### THE EXERCISE
Look through the lines below and extract each one that contains "React".

### GIVEN INFORMATION
--- --- ---

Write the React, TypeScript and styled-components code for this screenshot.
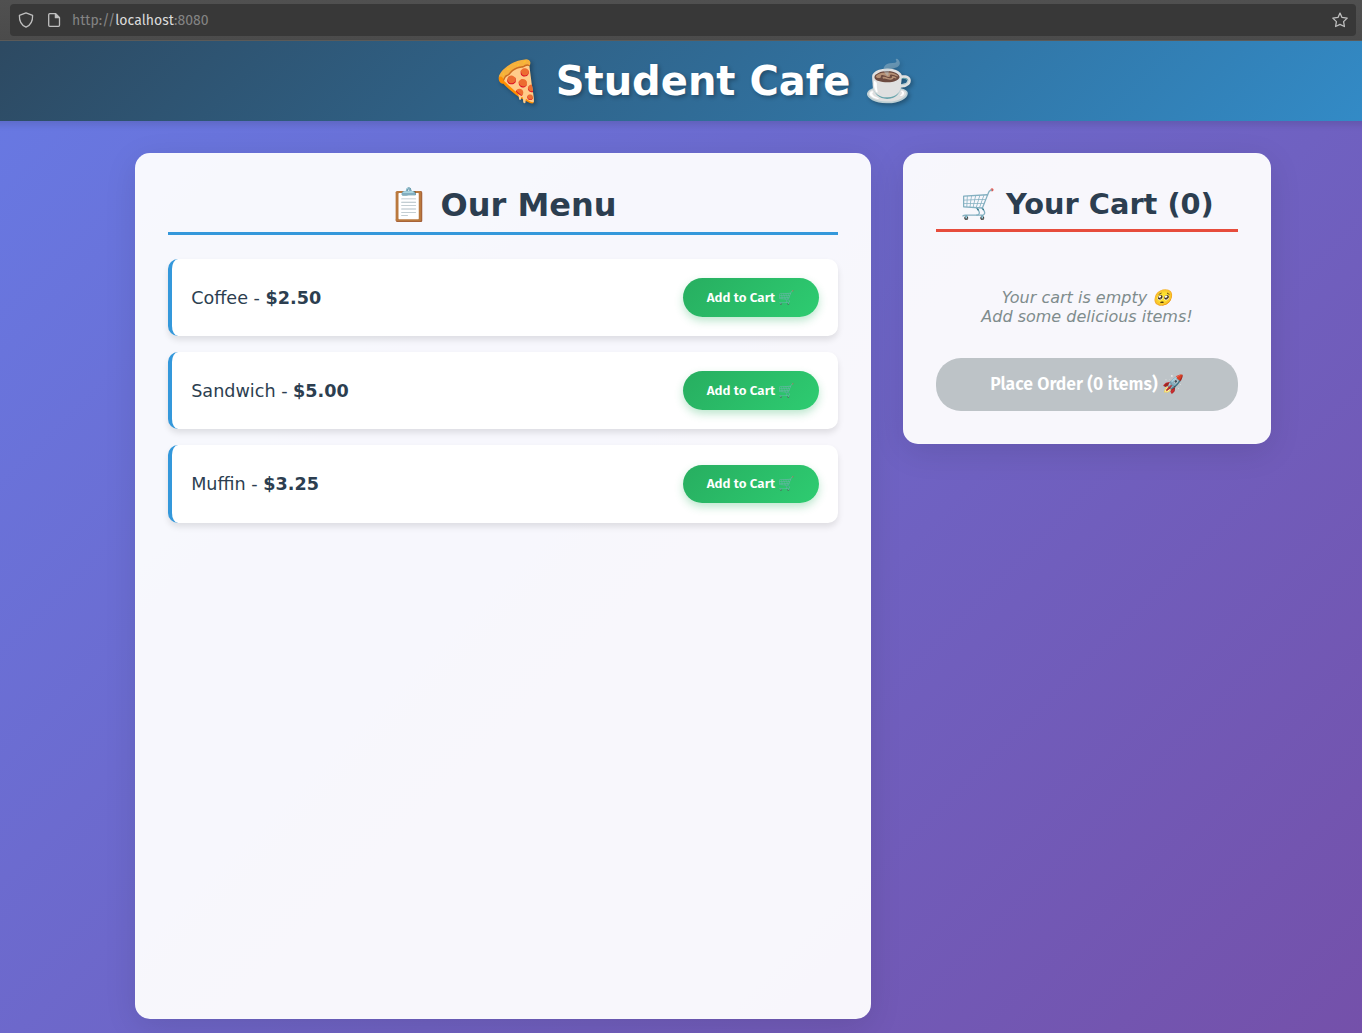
import React from "react";
import styled, { createGlobalStyle } from "styled-components";

const GlobalStyle = createGlobalStyle`
  * { box-sizing: border-box; margin: 0; padding: 0; }
  body { margin: 0; font-family: "DejaVu Sans", Verdana, sans-serif; overflow: hidden; }
`;

const Window = styled.div`
  display: flex;
  flex-direction: column;
  width: 100vw;
  height: 100vh;
  overflow: hidden;
`;

const Toolbar = styled.div`
  flex: none;
  height: 41px;
  padding: 4px 6px 4px 10px;
  background: linear-gradient(#505050, #4b4b4b);
  border-bottom: 1px solid #5c5b59;
`;

const AddressField = styled.div`
  display: flex;
  align-items: center;
  height: 32px;
  padding: 0 8px;
  border-radius: 4px;
  background: #383838;
  color: #bfbfbf;
`;

const ToolbarIcon = styled.svg`
  flex: none;
  width: 16px;
  height: 16px;
  margin-right: 12px;
  fill: none;
  stroke: currentColor;
  stroke-width: 1.3;
  stroke-linejoin: round;
  stroke-linecap: round;

  &:last-child { margin: 0; }
`;

const Address = styled.div`
  flex: 1;
  margin-left: -2px;
  padding-top: 2px;
  font: 14px/18px "Fira Sans", "Noto Sans", sans-serif;
  letter-spacing: 0.05px;
  color: #848484;
  strong { font-weight: 400; color: #dcdcdc; letter-spacing: 0.05px; }
`;

const Page = styled.div`
  flex: none;
  width: 1920px;
  height: 1010px;
  margin-left: -257px;
  background: linear-gradient(135deg, #667eea 0%, #764ba2 100%);
`;

const Header = styled.header`
  display: flex;
  justify-content: center;
  height: 80px;
  padding: 16px;
  background: linear-gradient(135deg, #2c3e50, #3498db);
  box-shadow: 0 4px 6px rgba(0, 0, 0, 0.1);
`;

const Title = styled.h1`
  font-size: 40px;
  line-height: 48px;
  color: white;
  white-space: nowrap;
  text-shadow: 2px 2px 4px rgba(0, 0, 0, 0.3);
`;

const Layout = styled.main`
  display: grid;
  grid-template-columns: 2fr 1fr;
  align-items: start;
  gap: 32px;
  width: 1200px;
  margin: 0 auto;
  padding: 32px;
`;

const Panel = styled.section<{ $height: number }>`
  height: ${(p) => p.$height}px;
  padding: 32px;
  border: 1px solid rgba(255, 255, 255, 0.2);
  border-radius: 15px;
  background: rgba(255, 255, 255, 0.95);
  box-shadow: 0 8px 32px rgba(0, 0, 0, 0.1);
`;

const PanelTitle = styled.h2<{ $size: number; $height: number; $line: number; $accent: string }>`
  height: ${(p) => p.$height}px;
  margin-bottom: 24px;
  border-bottom: 3px solid ${(p) => p.$accent};
  font-size: ${(p) => p.$size}px;
  line-height: ${(p) => p.$line}px;
  text-align: center;
  white-space: nowrap;
  color: #2c3e50;
`;

const Menu = styled.ul`
  display: flex;
  flex-direction: column;
  gap: 16px;
  list-style: none;
`;

const MenuItem = styled.li`
  display: flex;
  align-items: center;
  justify-content: space-between;
  height: 77.2px;
  padding: 0 19.2px;
  border-left: 4px solid #3498db;
  border-radius: 10px;
  background: white;
  box-shadow: 0 4px 6px rgba(0, 0, 0, 0.1);
  font-size: 17.6px;
  color: #2c3e50;
`;

const Button = styled.button`
  display: flex;
  align-items: center;
  justify-content: center;
  border: 0;
  border-radius: 25px;
  color: white;
  font-family: "Fira Sans", "Noto Sans", sans-serif;
  font-weight: 600;
  white-space: pre;
`;

const AddButton = styled(Button)`
  width: 136px;
  height: 38.8px;
  background: linear-gradient(135deg, #27ae60, #2ecc71);
  box-shadow: 0 4px 8px rgba(39, 174, 96, 0.3);
  font-size: 13.33px;
  letter-spacing: 0.03px;
`;

const OrderButton = styled(Button)`
  width: 100%;
  height: 53px;
  background: #bdc3c7;
  font-size: 17.6px;
  letter-spacing: 0;
`;

const EmptyCart = styled.p`
  padding: 32px 0;
  font-size: 16px;
  line-height: 19px;
  font-style: italic;
  text-align: center;
  color: #7f8c8d;
`;

const Emoji = styled.span<{ $faded?: boolean }>`
  font-family: "Noto Color Emoji", sans-serif;
  letter-spacing: 0;
  opacity: ${(p) => (p.$faded ? 0.7 : 1)};
`;

const ButtonEmoji = styled(Emoji)`
  padding-bottom: 2px;
`;

const items = [
  { name: "Coffee", price: "2.50" },
  { name: "Sandwich", price: "5.00" },
  { name: "Muffin", price: "3.25" },
];

export default function App() {
  return (
    <Window>
      <GlobalStyle />
      <Toolbar>
        <AddressField>
          <ToolbarIcon viewBox="0 0 16 16">
            <path d="M8 .8 14.6 3.4C14.8 8.7 12.8 13 8 15.2 3.2 13 1.2 8.7 1.4 3.4Z" />
          </ToolbarIcon>
          <ToolbarIcon viewBox="0 0 16 16">
            <path d="M3.8 1.7h5.8l3.9 3.9v7.6q0 1.1-1.1 1.1H3.8q-1.1 0-1.1-1.1V2.8q0-1.1 1.1-1.1Z" />
            <path d="M9.4 1.8v3.9h4Z" fill="currentColor" />
          </ToolbarIcon>
          <Address>http://<strong>localhost</strong>:8080</Address>
          <ToolbarIcon viewBox="0 0 16 16">
            <path d="M8 1.1 10 5.4 15.2 6.1 11.6 9.6 12.4 14.5 8 12.4 3.6 14.5 4.4 9.6.8 6.1 6 5.4Z" />
          </ToolbarIcon>
        </AddressField>
      </Toolbar>
      <Page>
        <Header>
          <Title><Emoji>🍕</Emoji> Student Cafe <Emoji>☕</Emoji></Title>
        </Header>
        <Layout>
          <Panel $height={866}>
            <PanelTitle $size={32} $height={49} $line={38} $accent="#3498db">
              <Emoji>📋</Emoji> Our Menu
            </PanelTitle>
            <Menu>
              {items.map((item) => (
                <MenuItem key={item.name}>
                  <span>{item.name} - <strong>${item.price}</strong></span>
                  <AddButton>Add to Cart <Emoji $faded>🛒</Emoji></AddButton>
                </MenuItem>
              ))}
            </Menu>
          </Panel>
          <Panel $height={291}>
            <PanelTitle $size={28.8} $height={46} $line={37} $accent="#e74c3c">
              <Emoji>🛒</Emoji> Your Cart (0)
            </PanelTitle>
            <EmptyCart>
              Your cart is empty <Emoji>🥺</Emoji><br />Add some delicious items!
            </EmptyCart>
            <OrderButton>Place Order (0 items) <ButtonEmoji>🚀</ButtonEmoji></OrderButton>
          </Panel>
        </Layout>
      </Page>
    </Window>
  );
}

--- --- ---

### RESPONSE TO THIS EXERCISE
Write the React, TypeScript and styled-components code for this screenshot.
import React from "react";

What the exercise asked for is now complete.